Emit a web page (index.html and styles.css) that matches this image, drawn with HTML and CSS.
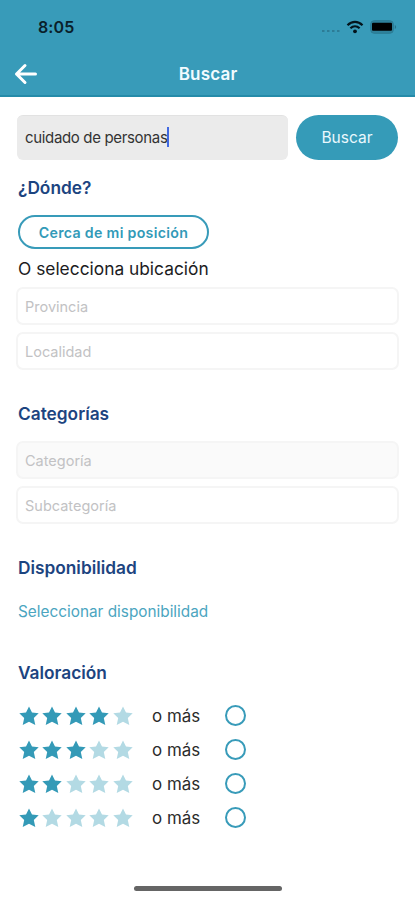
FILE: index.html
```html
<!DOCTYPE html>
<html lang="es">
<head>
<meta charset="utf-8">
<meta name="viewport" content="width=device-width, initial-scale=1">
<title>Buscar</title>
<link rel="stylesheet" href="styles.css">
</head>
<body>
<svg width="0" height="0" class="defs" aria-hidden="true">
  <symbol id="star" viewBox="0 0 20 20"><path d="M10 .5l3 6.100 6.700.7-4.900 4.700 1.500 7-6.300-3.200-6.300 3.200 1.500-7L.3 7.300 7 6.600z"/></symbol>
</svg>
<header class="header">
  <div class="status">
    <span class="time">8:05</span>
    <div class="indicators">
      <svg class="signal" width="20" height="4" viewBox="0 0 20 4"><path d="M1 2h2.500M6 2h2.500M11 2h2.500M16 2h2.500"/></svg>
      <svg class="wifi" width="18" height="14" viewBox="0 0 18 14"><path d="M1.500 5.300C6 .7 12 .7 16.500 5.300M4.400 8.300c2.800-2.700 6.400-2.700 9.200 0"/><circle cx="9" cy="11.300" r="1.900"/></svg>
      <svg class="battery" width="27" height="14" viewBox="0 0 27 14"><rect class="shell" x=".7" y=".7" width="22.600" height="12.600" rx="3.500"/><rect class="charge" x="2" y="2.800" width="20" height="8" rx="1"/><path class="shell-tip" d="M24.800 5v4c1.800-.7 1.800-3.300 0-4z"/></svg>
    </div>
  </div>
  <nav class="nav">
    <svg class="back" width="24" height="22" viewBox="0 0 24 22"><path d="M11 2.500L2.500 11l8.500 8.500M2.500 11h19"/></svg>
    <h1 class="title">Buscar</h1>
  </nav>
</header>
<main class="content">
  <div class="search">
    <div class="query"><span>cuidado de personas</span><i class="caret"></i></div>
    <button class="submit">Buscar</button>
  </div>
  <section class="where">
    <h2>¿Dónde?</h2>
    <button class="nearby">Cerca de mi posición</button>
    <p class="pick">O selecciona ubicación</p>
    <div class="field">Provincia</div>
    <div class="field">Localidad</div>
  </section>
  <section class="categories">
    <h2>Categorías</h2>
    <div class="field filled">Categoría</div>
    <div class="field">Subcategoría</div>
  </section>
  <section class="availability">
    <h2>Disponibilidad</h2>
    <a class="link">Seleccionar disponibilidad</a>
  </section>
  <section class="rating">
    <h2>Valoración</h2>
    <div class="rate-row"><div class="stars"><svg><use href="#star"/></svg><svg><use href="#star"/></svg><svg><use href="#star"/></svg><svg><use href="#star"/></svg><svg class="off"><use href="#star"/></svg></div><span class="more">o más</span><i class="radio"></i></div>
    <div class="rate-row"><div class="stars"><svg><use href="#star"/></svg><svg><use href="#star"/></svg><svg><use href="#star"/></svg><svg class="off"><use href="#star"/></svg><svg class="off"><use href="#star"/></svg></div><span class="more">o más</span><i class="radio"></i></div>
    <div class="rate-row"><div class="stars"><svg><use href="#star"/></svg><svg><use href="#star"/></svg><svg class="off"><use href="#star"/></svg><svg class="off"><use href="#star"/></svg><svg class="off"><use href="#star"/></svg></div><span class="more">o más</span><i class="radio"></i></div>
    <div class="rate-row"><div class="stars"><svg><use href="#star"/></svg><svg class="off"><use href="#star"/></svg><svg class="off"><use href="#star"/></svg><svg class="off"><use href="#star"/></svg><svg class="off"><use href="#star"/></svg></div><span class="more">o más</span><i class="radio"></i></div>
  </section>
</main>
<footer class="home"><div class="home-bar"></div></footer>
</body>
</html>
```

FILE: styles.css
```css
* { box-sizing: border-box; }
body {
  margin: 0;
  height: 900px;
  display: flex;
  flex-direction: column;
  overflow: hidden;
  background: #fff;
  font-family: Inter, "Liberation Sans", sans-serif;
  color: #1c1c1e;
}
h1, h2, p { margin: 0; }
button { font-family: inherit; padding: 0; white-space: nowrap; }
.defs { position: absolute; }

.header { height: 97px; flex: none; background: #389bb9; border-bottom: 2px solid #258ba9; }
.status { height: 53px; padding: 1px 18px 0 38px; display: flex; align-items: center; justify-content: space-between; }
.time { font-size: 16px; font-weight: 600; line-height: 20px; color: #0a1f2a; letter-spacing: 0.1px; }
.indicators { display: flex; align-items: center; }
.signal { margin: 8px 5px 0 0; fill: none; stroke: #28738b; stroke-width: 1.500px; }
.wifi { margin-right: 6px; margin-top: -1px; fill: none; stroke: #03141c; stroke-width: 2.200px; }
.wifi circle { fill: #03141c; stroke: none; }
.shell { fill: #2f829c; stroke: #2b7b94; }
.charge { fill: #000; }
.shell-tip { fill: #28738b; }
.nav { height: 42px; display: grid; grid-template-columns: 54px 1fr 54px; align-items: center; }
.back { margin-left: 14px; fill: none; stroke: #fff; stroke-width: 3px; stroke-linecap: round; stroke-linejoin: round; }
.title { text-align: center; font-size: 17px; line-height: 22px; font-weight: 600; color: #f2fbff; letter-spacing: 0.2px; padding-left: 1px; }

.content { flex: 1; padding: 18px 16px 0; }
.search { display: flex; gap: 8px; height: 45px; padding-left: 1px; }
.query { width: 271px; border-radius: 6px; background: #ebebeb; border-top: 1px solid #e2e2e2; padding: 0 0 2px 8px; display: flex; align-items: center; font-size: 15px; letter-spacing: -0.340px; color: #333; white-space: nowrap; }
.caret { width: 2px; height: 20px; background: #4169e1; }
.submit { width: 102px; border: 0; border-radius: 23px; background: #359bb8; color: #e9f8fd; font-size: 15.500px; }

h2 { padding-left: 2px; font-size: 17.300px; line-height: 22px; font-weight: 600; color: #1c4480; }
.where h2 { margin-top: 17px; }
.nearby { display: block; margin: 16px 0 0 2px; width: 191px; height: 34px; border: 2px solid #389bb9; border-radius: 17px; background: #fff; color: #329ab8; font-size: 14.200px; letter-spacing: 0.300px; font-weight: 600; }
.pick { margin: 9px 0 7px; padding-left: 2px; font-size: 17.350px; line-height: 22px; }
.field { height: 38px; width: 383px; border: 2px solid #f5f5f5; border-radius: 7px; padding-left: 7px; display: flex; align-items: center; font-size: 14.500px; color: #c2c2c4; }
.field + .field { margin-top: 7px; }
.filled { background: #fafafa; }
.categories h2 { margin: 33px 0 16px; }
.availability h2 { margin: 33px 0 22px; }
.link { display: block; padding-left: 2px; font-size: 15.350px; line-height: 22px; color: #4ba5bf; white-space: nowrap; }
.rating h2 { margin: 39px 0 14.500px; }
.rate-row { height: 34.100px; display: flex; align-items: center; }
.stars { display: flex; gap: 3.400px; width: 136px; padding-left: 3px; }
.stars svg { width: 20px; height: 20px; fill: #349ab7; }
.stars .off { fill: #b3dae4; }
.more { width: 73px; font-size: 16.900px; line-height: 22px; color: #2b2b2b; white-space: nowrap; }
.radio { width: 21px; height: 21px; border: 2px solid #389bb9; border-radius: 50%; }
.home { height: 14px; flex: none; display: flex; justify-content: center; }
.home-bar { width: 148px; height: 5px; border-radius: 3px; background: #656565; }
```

........

**INSTRUCTION:** Make an exact copy of the data, leaving its pictures out.

**ANSWER BELOW:**
Emit a web page (index.html and styles.css) that matches this image, drawn with HTML and CSS.
FILE: index.html
```html
<!DOCTYPE html>
<html lang="es">
<head>
<meta charset="utf-8">
<meta name="viewport" content="width=device-width, initial-scale=1">
<title>Buscar</title>
<link rel="stylesheet" href="styles.css">
</head>
<body>
<svg width="0" height="0" class="defs" aria-hidden="true">
  <symbol id="star" viewBox="0 0 20 20"><path d="M10 .5l3 6.100 6.700.7-4.900 4.700 1.500 7-6.300-3.200-6.300 3.200 1.500-7L.3 7.300 7 6.600z"/></symbol>
</svg>
<header class="header">
  <div class="status">
    <span class="time">8:05</span>
    <div class="indicators">
      <svg class="signal" width="20" height="4" viewBox="0 0 20 4"><path d="M1 2h2.500M6 2h2.500M11 2h2.500M16 2h2.500"/></svg>
      <svg class="wifi" width="18" height="14" viewBox="0 0 18 14"><path d="M1.500 5.300C6 .7 12 .7 16.500 5.300M4.400 8.300c2.800-2.700 6.400-2.700 9.200 0"/><circle cx="9" cy="11.300" r="1.900"/></svg>
      <svg class="battery" width="27" height="14" viewBox="0 0 27 14"><rect class="shell" x=".7" y=".7" width="22.600" height="12.600" rx="3.500"/><rect class="charge" x="2" y="2.800" width="20" height="8" rx="1"/><path class="shell-tip" d="M24.800 5v4c1.800-.7 1.800-3.300 0-4z"/></svg>
    </div>
  </div>
  <nav class="nav">
    <svg class="back" width="24" height="22" viewBox="0 0 24 22"><path d="M11 2.500L2.500 11l8.500 8.500M2.500 11h19"/></svg>
    <h1 class="title">Buscar</h1>
  </nav>
</header>
<main class="content">
  <div class="search">
    <div class="query"><span>cuidado de personas</span><i class="caret"></i></div>
    <button class="submit">Buscar</button>
  </div>
  <section class="where">
    <h2>¿Dónde?</h2>
    <button class="nearby">Cerca de mi posición</button>
    <p class="pick">O selecciona ubicación</p>
    <div class="field">Provincia</div>
    <div class="field">Localidad</div>
  </section>
  <section class="categories">
    <h2>Categorías</h2>
    <div class="field filled">Categoría</div>
    <div class="field">Subcategoría</div>
  </section>
  <section class="availability">
    <h2>Disponibilidad</h2>
    <a class="link">Seleccionar disponibilidad</a>
  </section>
  <section class="rating">
    <h2>Valoración</h2>
    <div class="rate-row"><div class="stars"><svg><use href="#star"/></svg><svg><use href="#star"/></svg><svg><use href="#star"/></svg><svg><use href="#star"/></svg><svg class="off"><use href="#star"/></svg></div><span class="more">o más</span><i class="radio"></i></div>
    <div class="rate-row"><div class="stars"><svg><use href="#star"/></svg><svg><use href="#star"/></svg><svg><use href="#star"/></svg><svg class="off"><use href="#star"/></svg><svg class="off"><use href="#star"/></svg></div><span class="more">o más</span><i class="radio"></i></div>
    <div class="rate-row"><div class="stars"><svg><use href="#star"/></svg><svg><use href="#star"/></svg><svg class="off"><use href="#star"/></svg><svg class="off"><use href="#star"/></svg><svg class="off"><use href="#star"/></svg></div><span class="more">o más</span><i class="radio"></i></div>
    <div class="rate-row"><div class="stars"><svg><use href="#star"/></svg><svg class="off"><use href="#star"/></svg><svg class="off"><use href="#star"/></svg><svg class="off"><use href="#star"/></svg><svg class="off"><use href="#star"/></svg></div><span class="more">o más</span><i class="radio"></i></div>
  </section>
</main>
<footer class="home"><div class="home-bar"></div></footer>
</body>
</html>
```

FILE: styles.css
```css
* { box-sizing: border-box; }
body {
  margin: 0;
  height: 900px;
  display: flex;
  flex-direction: column;
  overflow: hidden;
  background: #fff;
  font-family: Inter, "Liberation Sans", sans-serif;
  color: #1c1c1e;
}
h1, h2, p { margin: 0; }
button { font-family: inherit; padding: 0; white-space: nowrap; }
.defs { position: absolute; }

.header { height: 97px; flex: none; background: #389bb9; border-bottom: 2px solid #258ba9; }
.status { height: 53px; padding: 1px 18px 0 38px; display: flex; align-items: center; justify-content: space-between; }
.time { font-size: 16px; font-weight: 600; line-height: 20px; color: #0a1f2a; letter-spacing: 0.1px; }
.indicators { display: flex; align-items: center; }
.signal { margin: 8px 5px 0 0; fill: none; stroke: #28738b; stroke-width: 1.500px; }
.wifi { margin-right: 6px; margin-top: -1px; fill: none; stroke: #03141c; stroke-width: 2.200px; }
.wifi circle { fill: #03141c; stroke: none; }
.shell { fill: #2f829c; stroke: #2b7b94; }
.charge { fill: #000; }
.shell-tip { fill: #28738b; }
.nav { height: 42px; display: grid; grid-template-columns: 54px 1fr 54px; align-items: center; }
.back { margin-left: 14px; fill: none; stroke: #fff; stroke-width: 3px; stroke-linecap: round; stroke-linejoin: round; }
.title { text-align: center; font-size: 17px; line-height: 22px; font-weight: 600; color: #f2fbff; letter-spacing: 0.2px; padding-left: 1px; }

.content { flex: 1; padding: 18px 16px 0; }
.search { display: flex; gap: 8px; height: 45px; padding-left: 1px; }
.query { width: 271px; border-radius: 6px; background: #ebebeb; border-top: 1px solid #e2e2e2; padding: 0 0 2px 8px; display: flex; align-items: center; font-size: 15px; letter-spacing: -0.340px; color: #333; white-space: nowrap; }
.caret { width: 2px; height: 20px; background: #4169e1; }
.submit { width: 102px; border: 0; border-radius: 23px; background: #359bb8; color: #e9f8fd; font-size: 15.500px; }

h2 { padding-left: 2px; font-size: 17.300px; line-height: 22px; font-weight: 600; color: #1c4480; }
.where h2 { margin-top: 17px; }
.nearby { display: block; margin: 16px 0 0 2px; width: 191px; height: 34px; border: 2px solid #389bb9; border-radius: 17px; background: #fff; color: #329ab8; font-size: 14.200px; letter-spacing: 0.300px; font-weight: 600; }
.pick { margin: 9px 0 7px; padding-left: 2px; font-size: 17.350px; line-height: 22px; }
.field { height: 38px; width: 383px; border: 2px solid #f5f5f5; border-radius: 7px; padding-left: 7px; display: flex; align-items: center; font-size: 14.500px; color: #c2c2c4; }
.field + .field { margin-top: 7px; }
.filled { background: #fafafa; }
.categories h2 { margin: 33px 0 16px; }
.availability h2 { margin: 33px 0 22px; }
.link { display: block; padding-left: 2px; font-size: 15.350px; line-height: 22px; color: #4ba5bf; white-space: nowrap; }
.rating h2 { margin: 39px 0 14.500px; }
.rate-row { height: 34.100px; display: flex; align-items: center; }
.stars { display: flex; gap: 3.400px; width: 136px; padding-left: 3px; }
.stars svg { width: 20px; height: 20px; fill: #349ab7; }
.stars .off { fill: #b3dae4; }
.more { width: 73px; font-size: 16.900px; line-height: 22px; color: #2b2b2b; white-space: nowrap; }
.radio { width: 21px; height: 21px; border: 2px solid #389bb9; border-radius: 50%; }
.home { height: 14px; flex: none; display: flex; justify-content: center; }
.home-bar { width: 148px; height: 5px; border-radius: 3px; background: #656565; }
```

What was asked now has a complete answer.